(Your instructions): Your task is to copy the listing exactly, with the pictures left out.

(Data provided):
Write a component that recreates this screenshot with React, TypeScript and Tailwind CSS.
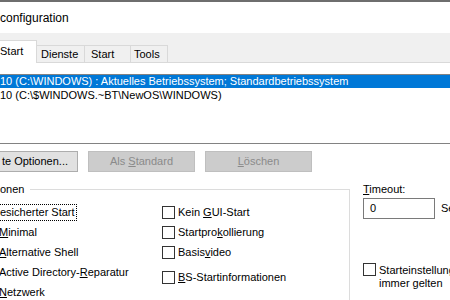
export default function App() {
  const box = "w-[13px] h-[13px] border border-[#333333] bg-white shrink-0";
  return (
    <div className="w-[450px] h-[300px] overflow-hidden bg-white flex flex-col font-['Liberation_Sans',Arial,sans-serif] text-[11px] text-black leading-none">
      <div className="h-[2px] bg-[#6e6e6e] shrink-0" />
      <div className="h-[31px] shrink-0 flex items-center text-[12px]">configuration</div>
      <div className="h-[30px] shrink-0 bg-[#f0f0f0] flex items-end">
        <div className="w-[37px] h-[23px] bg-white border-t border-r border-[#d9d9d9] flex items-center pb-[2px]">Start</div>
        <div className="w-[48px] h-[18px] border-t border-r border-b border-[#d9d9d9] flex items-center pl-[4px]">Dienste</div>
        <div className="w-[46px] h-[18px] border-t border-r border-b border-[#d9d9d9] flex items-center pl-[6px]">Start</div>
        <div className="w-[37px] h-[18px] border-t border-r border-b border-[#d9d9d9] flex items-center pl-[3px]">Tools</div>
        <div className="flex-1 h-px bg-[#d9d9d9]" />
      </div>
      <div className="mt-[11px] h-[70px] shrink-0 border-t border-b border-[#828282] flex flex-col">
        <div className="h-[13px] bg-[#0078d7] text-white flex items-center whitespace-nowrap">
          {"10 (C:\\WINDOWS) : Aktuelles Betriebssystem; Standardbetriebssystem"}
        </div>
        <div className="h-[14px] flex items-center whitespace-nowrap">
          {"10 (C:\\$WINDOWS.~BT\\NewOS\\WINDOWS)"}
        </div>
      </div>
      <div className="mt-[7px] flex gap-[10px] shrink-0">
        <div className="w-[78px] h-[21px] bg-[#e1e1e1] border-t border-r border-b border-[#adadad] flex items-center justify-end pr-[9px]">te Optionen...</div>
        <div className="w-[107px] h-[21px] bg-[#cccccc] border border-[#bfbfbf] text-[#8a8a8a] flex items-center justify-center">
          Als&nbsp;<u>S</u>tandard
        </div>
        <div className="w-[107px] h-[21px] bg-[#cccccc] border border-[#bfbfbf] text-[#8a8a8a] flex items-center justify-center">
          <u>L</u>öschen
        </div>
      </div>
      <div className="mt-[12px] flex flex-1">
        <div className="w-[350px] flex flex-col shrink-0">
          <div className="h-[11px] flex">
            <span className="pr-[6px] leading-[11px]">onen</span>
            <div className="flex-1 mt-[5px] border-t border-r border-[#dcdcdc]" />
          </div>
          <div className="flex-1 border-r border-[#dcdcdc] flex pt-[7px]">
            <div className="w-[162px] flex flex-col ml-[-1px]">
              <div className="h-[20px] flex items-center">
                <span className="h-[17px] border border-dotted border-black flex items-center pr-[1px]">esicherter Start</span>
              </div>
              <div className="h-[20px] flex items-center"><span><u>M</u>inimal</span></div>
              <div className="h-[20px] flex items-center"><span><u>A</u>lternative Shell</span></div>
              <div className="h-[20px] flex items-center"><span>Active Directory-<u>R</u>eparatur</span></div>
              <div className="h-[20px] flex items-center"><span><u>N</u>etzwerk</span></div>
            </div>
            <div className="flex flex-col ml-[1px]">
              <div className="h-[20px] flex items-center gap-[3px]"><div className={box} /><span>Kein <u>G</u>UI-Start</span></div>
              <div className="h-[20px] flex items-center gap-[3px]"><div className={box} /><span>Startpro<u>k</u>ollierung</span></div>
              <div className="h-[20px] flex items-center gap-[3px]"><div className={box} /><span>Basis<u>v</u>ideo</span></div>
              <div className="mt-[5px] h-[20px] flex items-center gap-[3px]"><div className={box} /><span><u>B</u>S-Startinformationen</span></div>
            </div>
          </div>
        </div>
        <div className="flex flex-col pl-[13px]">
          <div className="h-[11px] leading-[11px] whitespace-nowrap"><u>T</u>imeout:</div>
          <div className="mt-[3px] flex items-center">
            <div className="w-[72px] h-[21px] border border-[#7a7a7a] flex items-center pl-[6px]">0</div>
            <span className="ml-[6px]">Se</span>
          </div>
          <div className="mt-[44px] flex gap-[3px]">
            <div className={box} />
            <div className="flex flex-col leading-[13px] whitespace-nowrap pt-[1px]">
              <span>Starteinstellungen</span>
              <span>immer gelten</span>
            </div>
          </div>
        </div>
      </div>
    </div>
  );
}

(Solution):
Write a component that recreates this screenshot with React, TypeScript and Tailwind CSS.
export default function App() {
  const box = "w-[13px] h-[13px] border border-[#333333] bg-white shrink-0";
  return (
    <div className="w-[450px] h-[300px] overflow-hidden bg-white flex flex-col font-['Liberation_Sans',Arial,sans-serif] text-[11px] text-black leading-none">
      <div className="h-[2px] bg-[#6e6e6e] shrink-0" />
      <div className="h-[31px] shrink-0 flex items-center text-[12px]">configuration</div>
      <div className="h-[30px] shrink-0 bg-[#f0f0f0] flex items-end">
        <div className="w-[37px] h-[23px] bg-white border-t border-r border-[#d9d9d9] flex items-center pb-[2px]">Start</div>
        <div className="w-[48px] h-[18px] border-t border-r border-b border-[#d9d9d9] flex items-center pl-[4px]">Dienste</div>
        <div className="w-[46px] h-[18px] border-t border-r border-b border-[#d9d9d9] flex items-center pl-[6px]">Start</div>
        <div className="w-[37px] h-[18px] border-t border-r border-b border-[#d9d9d9] flex items-center pl-[3px]">Tools</div>
        <div className="flex-1 h-px bg-[#d9d9d9]" />
      </div>
      <div className="mt-[11px] h-[70px] shrink-0 border-t border-b border-[#828282] flex flex-col">
        <div className="h-[13px] bg-[#0078d7] text-white flex items-center whitespace-nowrap">
          {"10 (C:\\WINDOWS) : Aktuelles Betriebssystem; Standardbetriebssystem"}
        </div>
        <div className="h-[14px] flex items-center whitespace-nowrap">
          {"10 (C:\\$WINDOWS.~BT\\NewOS\\WINDOWS)"}
        </div>
      </div>
      <div className="mt-[7px] flex gap-[10px] shrink-0">
        <div className="w-[78px] h-[21px] bg-[#e1e1e1] border-t border-r border-b border-[#adadad] flex items-center justify-end pr-[9px]">te Optionen...</div>
        <div className="w-[107px] h-[21px] bg-[#cccccc] border border-[#bfbfbf] text-[#8a8a8a] flex items-center justify-center">
          Als&nbsp;<u>S</u>tandard
        </div>
        <div className="w-[107px] h-[21px] bg-[#cccccc] border border-[#bfbfbf] text-[#8a8a8a] flex items-center justify-center">
          <u>L</u>öschen
        </div>
      </div>
      <div className="mt-[12px] flex flex-1">
        <div className="w-[350px] flex flex-col shrink-0">
          <div className="h-[11px] flex">
            <span className="pr-[6px] leading-[11px]">onen</span>
            <div className="flex-1 mt-[5px] border-t border-r border-[#dcdcdc]" />
          </div>
          <div className="flex-1 border-r border-[#dcdcdc] flex pt-[7px]">
            <div className="w-[162px] flex flex-col ml-[-1px]">
              <div className="h-[20px] flex items-center">
                <span className="h-[17px] border border-dotted border-black flex items-center pr-[1px]">esicherter Start</span>
              </div>
              <div className="h-[20px] flex items-center"><span><u>M</u>inimal</span></div>
              <div className="h-[20px] flex items-center"><span><u>A</u>lternative Shell</span></div>
              <div className="h-[20px] flex items-center"><span>Active Directory-<u>R</u>eparatur</span></div>
              <div className="h-[20px] flex items-center"><span><u>N</u>etzwerk</span></div>
            </div>
            <div className="flex flex-col ml-[1px]">
              <div className="h-[20px] flex items-center gap-[3px]"><div className={box} /><span>Kein <u>G</u>UI-Start</span></div>
              <div className="h-[20px] flex items-center gap-[3px]"><div className={box} /><span>Startpro<u>k</u>ollierung</span></div>
              <div className="h-[20px] flex items-center gap-[3px]"><div className={box} /><span>Basis<u>v</u>ideo</span></div>
              <div className="mt-[5px] h-[20px] flex items-center gap-[3px]"><div className={box} /><span><u>B</u>S-Startinformationen</span></div>
            </div>
          </div>
        </div>
        <div className="flex flex-col pl-[13px]">
          <div className="h-[11px] leading-[11px] whitespace-nowrap"><u>T</u>imeout:</div>
          <div className="mt-[3px] flex items-center">
            <div className="w-[72px] h-[21px] border border-[#7a7a7a] flex items-center pl-[6px]">0</div>
            <span className="ml-[6px]">Se</span>
          </div>
          <div className="mt-[44px] flex gap-[3px]">
            <div className={box} />
            <div className="flex flex-col leading-[13px] whitespace-nowrap pt-[1px]">
              <span>Starteinstellungen</span>
              <span>immer gelten</span>
            </div>
          </div>
        </div>
      </div>
    </div>
  );
}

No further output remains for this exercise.